Le RGPD, est un Règlement, ce qui signifie qu’il s’applique avec force exécutoire dès son entrée en vigueur à une même date dans tous les pays européens. Dans le cas du RGPD, il s’applique également au-delà de part sa composante extra-territoriale afin d’éviter que des entreprises avec une implantation en Europe ne sortent leurs entités pour éviter d’y être soumises. Le texte du RGPD fut approuvé par le Parlement européen le 14 avril 2016 et est entrée en vigueur le 24 mai 2016. Vu les changements et leurs impacts sur l’industrie et les organisation au niveau mondial, une sorte de  délai de grâce de 2 ans a été accordé avant que les autorités ne puissent la mettre en oeuvre. L’application et entrée en force de ce Règlement a été fixé au 25 mai 2018, date que tous le monde retient en général. Bien que le RGPD a été édicté sous la forme d’un Règlement qui s’applique partout, et au même moment, sans besoin de le transposer au niveau national, il existe de nombreuses dispositions qui offrent la possibilité pour les Etats membres de prévoir des exceptions et variations au texte dans leur droit national.

Malgré tout on est loi d’une loi harmonisée.
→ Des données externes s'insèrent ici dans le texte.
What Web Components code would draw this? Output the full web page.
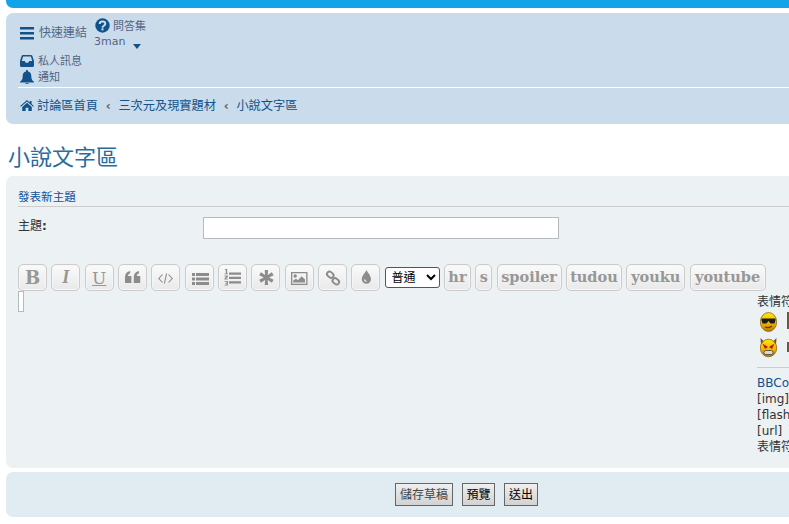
<!DOCTYPE html>
<html><head><meta charset="utf-8"><style>
html,body{margin:0;padding:0;background:#fff;overflow:hidden;height:524px}
body{font:11px "DejaVu Sans","Noto Sans CJK TC",sans-serif;color:#333}
</style></head><body>
<x-page>
  <x-topbar></x-topbar>
  <x-navbar></x-navbar>
  <x-title>小說文字區</x-title>
  <x-editor-panel></x-editor-panel>
  <x-submit-panel></x-submit-panel>
</x-page>
<script>
const I={
bars:'<svg viewBox="0 0 14 13" width="14" height="13"><path fill="#105289" d="M0 0h14v2.6H0zM0 5h14v2.6H0zM0 10h14v2.6H0z"/></svg>',
q:'<svg viewBox="0 0 16 16" width="15" height="15"><circle cx="8" cy="8" r="7.7" fill="#105289"/><path fill="none" stroke="#cadceb" stroke-width="2.1" d="M5 6.3C5 4.6 6.4 3.7 8 3.7c1.8 0 3 1 3 2.4 0 2.2-3 2.1-3 4.2"/><rect x="6.9" y="11" width="2.2" height="2.2" fill="#cadceb"/></svg>',
inbox:'<svg style="margin-top:-2px" viewBox="0 0 14 12" width="14" height="12"><path fill="#105289" d="M3 0h8c.6 0 1 .3 1.3.8L14 6v4.5c0 .9-.6 1.500-1.500 1.500h-11C.6 12 0 11.400 0 10.500V6L1.700.8C2 .3 2.400 0 3 0zM3.100 1.500 1.800 6h3l.9 1.800h2.600L9.200 6h3l-1.300-4.500z"/></svg>',
bell:'<svg style="margin-top:-2px" viewBox="0 0 14 14.500" width="14" height="14.500"><path fill="#105289" d="M7 0c.6 0 1 .4 1 1v.6c2.200.4 3.300 2.200 3.300 4.400 0 3 .8 4.300 2.700 5.700v.8H0v-.8C1.900 10.300 2.700 9 2.700 6c0-2.200 1.100-4 3.300-4.400V1c0-.6.4-1 1-1zM5.200 13.200h3.600C8.700 14 7.900 14.400 7 14.400s-1.700-.4-1.800-1.200z"/></svg>',
home:'<svg viewBox="0 0 15 12" width="14" height="11"><path fill="#105289" d="M7.500 0 10.500 2.600V1h2v3.300L15 6.500l-.8.9-6.700-5.800L.8 7.400 0 6.500zM2.300 7.500l5.200-4.400 5.200 4.400V12H9V8.500H6V12H2.300z"/></svg>'};
function def(name,html){customElements.define(name,class extends HTMLElement{constructor(){super();this.attachShadow({mode:'open'}).innerHTML=typeof html==='function'?html(this):html}})}
const G='#8c8c8c';
const S='viewBox="0 0 29 27" width="29" height="27"';
const T={
code:`<svg ${S}><path fill="none" stroke="${G}" stroke-width="1.100" d="M11.500 10.500 7.800 14.500l3.700 4M17.500 10.500l3.700 4-3.700 4M15.600 9.500l-2.200 10"/></svg>`,
quote:`<svg ${S}><path fill="${G}" d="M7 13c0-3.300 1.800-5.500 5.200-6v2.400c-1.500.3-2.200 1.300-2.200 2.600h3.400v7H7zM15.800 13c0-3.300 1.800-5.500 5.200-6v2.400c-1.500.3-2.200 1.300-2.200 2.600h3.400v7h-6.400z"/></svg>`,
ul:`<svg ${S}><path fill="${G}" d="M7 9h3v3H7zM11 9h13v3H11zM7 13.500h3v3H7zM11 13.500h13v3H11zM7 18h3v3H7zM11 18h13v3H11z"/></svg>`,
ol:`<svg ${S}><path fill="${G}" d="M11 8.500h12v2.300H11zM11 12.800h12v2.300H11zM11 17.200h12v2.300H11zM7.300 5h1.900v4.500H10v.8H6.500v-.8h1.300V6.100l-1 .2zM6.500 11.500h3.400v1.600L8 14.700h2v.9H6.500v-1.400l2-1.800h-2zM6.500 17h3.400v4.500H6.500v-.8h2.100v-1H7.300v-.8h1.300v-1.100H6.500z"/></svg>`,
star:`<svg ${S}><path fill="${G}" d="M13.700 6h3.400l-.4 5 4.200-2.700 1.700 3-4.500 2.200 4.500 2.200-1.700 3-4.200-2.700.4 5h-3.400l.4-5-4.200 2.700-1.700-3 4.500-2.200-4.500-2.200 1.700-3 4.200 2.700z"/></svg>`,
img:`<svg ${S}><path fill="${G}" fill-rule="evenodd" d="M6 8h16.500v13H6zM7.300 9.300v10.400h13.900V9.300z"/><circle cx="10.200" cy="12" r="1.700" fill="${G}"/><path fill="${G}" d="M8.200 18.500v-2l2.800-1.800 2 1.500 3.600-4 3.400 3.400v2.900z"/></svg>`,
link:`<svg ${S}><g fill="none" stroke="${G}" stroke-width="1.900"><rect x="8.800" y="8.200" width="7" height="5" rx="2.500" transform="rotate(40 12.300 10.700)"/><rect x="14.300" y="14.800" width="7" height="5" rx="2.500" transform="rotate(40 17.800 17.300)"/></g></svg>`,
drop:`<svg ${S}><path fill="${G}" fill-rule="evenodd" d="M15.500 6c1.300 3 4.500 5.600 4.500 9.200a4.600 4.600 0 0 1-9.200 0C10.800 11.600 14.200 9 15.500 6zM13 15.400c0 1.500 1 2.500 2.300 2.500v-1.300c-.7 0-1-.6-1-1.200z"/></svg>`};
def('x-page',`<style>:host{display:block;width:921px;padding:0 6px}</style><slot></slot>`);
def('x-topbar',`<style>:host{display:block;height:8px;background:#12a3eb;border-radius:0 0 7px 7px;margin-bottom:5px}</style>`);
def('x-nav-link',`<style>:host{display:flex;align-items:center;color:#536482;line-height:14px;white-space:nowrap}
::slotted(svg){flex:none}span{margin-left:var(--g,4px);font-size:var(--f,11px);position:relative;top:var(--t,0)}</style><slot name="i"></slot><span><slot></slot></span>`);
def('x-navbar',`<style>
:host{display:block;background:#cadceb;border-radius:7px;padding:5px 12px 0 12px;height:106px}
.top{display:flex;padding-left:2px}
.ql{margin-top:8px;--f:12px;--g:5px;height:14px}
.faq{margin-left:8px;display:flex;flex-direction:column}
.faq x-nav-link{--g:3px;--t:1px}
.user{display:flex;color:#536482;line-height:14px;margin:2px 0 0 -1px;height:17px}
.caret{width:0;height:0;border:4.500px solid transparent;border-top:5px solid #105289;border-bottom:0;margin:9px 0 0 8px}
.st{padding-left:2px;margin-top:3px;display:flex;flex-direction:column;gap:2px}
.st x-nav-link{height:14px}
hr{border:0;border-top:1px solid #fff;margin:2px 0 0}
.crumbs{display:flex;align-items:center;color:#105289;font-size:12.200px;padding:10px 0 0 2px;line-height:17px;white-space:nowrap}
.crumbs svg{margin:-3px 3px 0 0}
.sep{width:12px;margin:0 4.250px;text-align:center;color:#536482;font-size:12px;font-weight:700}
</style>
<div class="top"><x-nav-link class="ql">${I.bars.replace('<svg','<svg slot="i"')}快速連結</x-nav-link>
<div class="faq"><x-nav-link>${I.q.replace('<svg','<svg slot="i"')}問答集</x-nav-link>
<div class="user">3man<i class="caret"></i></div></div></div>
<div class="st"><x-nav-link>${I.inbox.replace('<svg','<svg slot="i"')}私人訊息</x-nav-link><x-nav-link>${I.bell.replace('<svg','<svg slot="i"')}通知</x-nav-link></div>
<hr>
<div class="crumbs">${I.home}<span>討論區首頁</span><span class="sep">‹</span><span>三次元及現實題材</span><span class="sep">‹</span><span>小說文字區</span></div>`);
def('x-title',`<style>:host{display:block;color:#2a6c9e;font-size:22px;font-weight:400;line-height:26px;margin:21px 0 5px 2px;height:26px}</style><slot></slot>`);
def('x-tool',`<style>:host{display:block;flex:none;width:29px}
button{display:flex;align-items:center;justify-content:center;box-sizing:border-box;width:100%;height:27px;padding:0;border:1px solid #cbcbcb;border-radius:5px;background:linear-gradient(#fafafa,#e9e9e9);color:#979797;font:bold 14.500px "DejaVu Serif",serif;box-shadow:inset 0 0 0 1px #f6f6f6;line-height:1}
::slotted(svg){flex:none}</style><button><slot></slot></button>`);
def('x-smiley',h=>{const k=h.getAttribute('kind');return `<style>:host{display:block;width:18px;height:20px}svg{display:block}</style><svg viewBox="0 0 18 20" width="18" height="20"><defs><linearGradient id="s" x1="0" y1="0" x2="0" y2="1"><stop offset="0" stop-color="#ffe600"/><stop offset=".55" stop-color="#f4b800"/><stop offset="1" stop-color="#b87400"/></linearGradient></defs>${k==='cool'?
`<ellipse cx="8.500" cy="10" rx="8.200" ry="9.500" fill="url(#s)" stroke="#7a5a10" stroke-width=".7"/><path fill="#1c1c1c" d="M1.500 6.500h14v1.800l-1 3.200H10.500L8.500 9l-2 2.500H2.500L1.500 8.300z"/><path fill="none" stroke="#5a3c00" stroke-width="1.300" d="M5 15c2.200.8 5 .6 7-1"/>`:
k==='devil'?
`<path fill="#6e5228" d="M.5 0l4 4-3.500 3zM16.500 0l-4 4 3.500 3z"/><ellipse cx="8.500" cy="10" rx="8.200" ry="8.800" fill="url(#s)" stroke="#7a5a10" stroke-width=".7"/><path fill="#b81414" d="M2.500 5.500 8 9 5 11zM14.500 5.500 9 9l3 2z"/><rect x="4" y="12.500" width="9" height="4" rx="1.800" fill="#d8d8d8" stroke="#444" stroke-width=".8"/>`:
`<rect x="0" y="${k==='dark2'?4:0}" width="3" height="${k==='dark2'?10:17}" fill="#6b5a3a"/>`}</svg>`});
def('x-toolbar',`<style>:host{display:flex;align-items:flex-start;gap:4.330px}
select{height:21px;width:55px;margin:3px 0 0 0;font:12px "DejaVu Sans","Noto Sans CJK TC",sans-serif;color:#000;background:#fff;border:1px solid #555;border-radius:3px;padding:0 0 0 2px;flex:none}
</style>
<x-tool><b style="font:bold 18px 'DejaVu Serif',serif">B</b></x-tool><x-tool><i style="font:italic 700 18px 'Liberation Serif',serif">I</i></x-tool><x-tool><u style="font:400 17px 'DejaVu Serif',serif">U</u></x-tool>
<x-tool>${T.quote}</x-tool><x-tool>${T.code}</x-tool><x-tool>${T.ul}</x-tool><x-tool>${T.ol}</x-tool><x-tool>${T.star}</x-tool><x-tool>${T.img}</x-tool><x-tool>${T.link}</x-tool><x-tool>${T.drop}</x-tool>
<select><option>普通</option></select>
<x-tool style="width:27px">hr</x-tool><x-tool style="width:17px">s</x-tool><x-tool style="width:65px">spoiler</x-tool><x-tool style="width:56px">tudou</x-tool><x-tool style="width:59px">youku</x-tool><x-tool style="width:76px">youtube</x-tool>`);
def('x-side',`<style>:host{display:block;width:140px;color:#333;font-size:12px;line-height:16px;white-space:nowrap}
.smi{display:grid;grid-template-columns:repeat(2,27px);row-gap:6px;margin:2px 0 0 2.500px}
hr{border:0;border-top:1px solid #ccc;margin:9px 0 7px}
a{color:#105289}
s{text-decoration:none;margin-left:2px}
</style>
<div>表情符號</div>
<div class="smi"><x-smiley kind="cool"></x-smiley><x-smiley kind="dark"></x-smiley><x-smiley kind="devil"></x-smiley><x-smiley kind="dark2"></x-smiley></div>
<hr>
<div><a>BBCode</a> 已啟用</div><div>[img] 已啟用</div><div>[flash] 已關閉</div><div>[url] <s>已啟用</s></div><div>表情符號 已啟用</div>`);
def('x-editor-panel',`<style>:host{display:block;background:#ecf1f3;border-radius:7px;padding:14px 12px 0;height:278px;margin-bottom:4px}
h3{margin:0;font-size:11.550px;font-weight:400;color:#115098;line-height:15px;border-bottom:1px solid #ccc;padding-bottom:1px}
.sub{display:flex;margin-top:10px;height:22px}
label{width:185px;font-size:12px;font-weight:400;line-height:18px;color:#333}
input{box-sizing:border-box;width:356px;height:22px;border:1px solid #b4bac0;background:#fff;margin:0;padding:0}
x-toolbar{margin-top:25px}
textarea{display:block;box-sizing:border-box;width:6px;height:21px;margin:0;padding:0;border:1px solid #b4bac0;background:#fff;resize:none;flex:none}
.main{display:flex}
x-side{margin:3px 0 0 733px}
</style>
<h3>發表新主題</h3>
<div class="sub"><label>主題<b>:</b></label><input></div>
<x-toolbar></x-toolbar>
<div class="main"><textarea></textarea><x-side></x-side></div>`);
def('x-btn',`<style>:host{display:block}button{box-sizing:border-box;height:23px;padding:1px var(--p,4px) 0;border:1px solid #666;background:linear-gradient(#efefef,#d2d2d2);font:12px "DejaVu Sans","Noto Sans CJK TC",sans-serif;color:var(--c,#000);line-height:20px}</style><button><slot></slot></button>`);
def('x-submit-panel',`<style>:host{display:flex;justify-content:center;gap:9px;background:#e1ebf2;border-radius:7px;padding:11px 0 0;height:34px}</style><x-btn style="--c:#444">儲存草稿</x-btn><x-btn style="--p:3.500px">預覽</x-btn><x-btn>送出</x-btn>`);
</script>
</body></html>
Le mécanisme appelé ‘One-Stop-Shop, permet de n’utiliser qu’une seule autorité de contrôle de référence. Certes, il s’agit d’un Règlement, certes, mais il faut bien dire que création, au sein de l’Union, d’un marché unique pour les données, et la volonté de créer des règles identiques dans l’UE et au delà est un peu loin de la réalité et du but poursuivi, même si on doit lui laisser que la prise de conscience mondiale sur le respect de la vie privée a été considérablement augmentée.

Dans les faits, le RGPD contient plus de 70 dispositions appelées “clauses ouvertes” (en anglais “opening clauses“). Soit elles imposent une modifications au niveau national, soit elles offrent la possibilités aux pays européens de le faire (avec dès règles plus strictes, moins strictes ou plus détaillées) et adopter ainsi des exceptions. Les règles qui imposent une modification nationale traitent notamment des thèmes suivants: données personnelles et liberté d’expression ou sanctions et pénalités, tandis que les autres règles permettant de déroger au RGPD ont trait aux aspects suivants:

  • consentement des mineurs ;
  • données des employés ;
  • notification des violations de données (data breach) ;
  • designation d’un délégué à la protection des données (art- 38 ‘DPO’):
  • (non-) reconnaissance des amendes administratives ;
  • secret professionnel ;
  • traitement de données à des fins scientifcques, historiques ou statistiques ;
  • données de personnes décédées ;
  • règles sur les catégories spéciales de données (ex. : données sensibles) ;
  • règles pour les données génétiques, biométriques ou liées à la santé ;
  • numéro d’identification nationale ou tout autre identifiant s’appliquant globalement ;
  • etc.

Selon Christian Gemmin, de l’Université de Kassel en Allemagne, ces clauses ouvertes “risquent d’abaisser le niveau de protection des données” (run the risk of lowering the level of data protection“. Et il convient de noter, qu’en conséquence, le mécanisme de sanction prévu par le RGPD, que beaucoup utilisent à tort et à travers, ne s’appliquera pas de manière égale selon les pays européens. Cela sera vrai tant d’un point de vue de la manière de l’appliquer, de porter des affaires devant les autorités, de les faire exécuter que leur montant.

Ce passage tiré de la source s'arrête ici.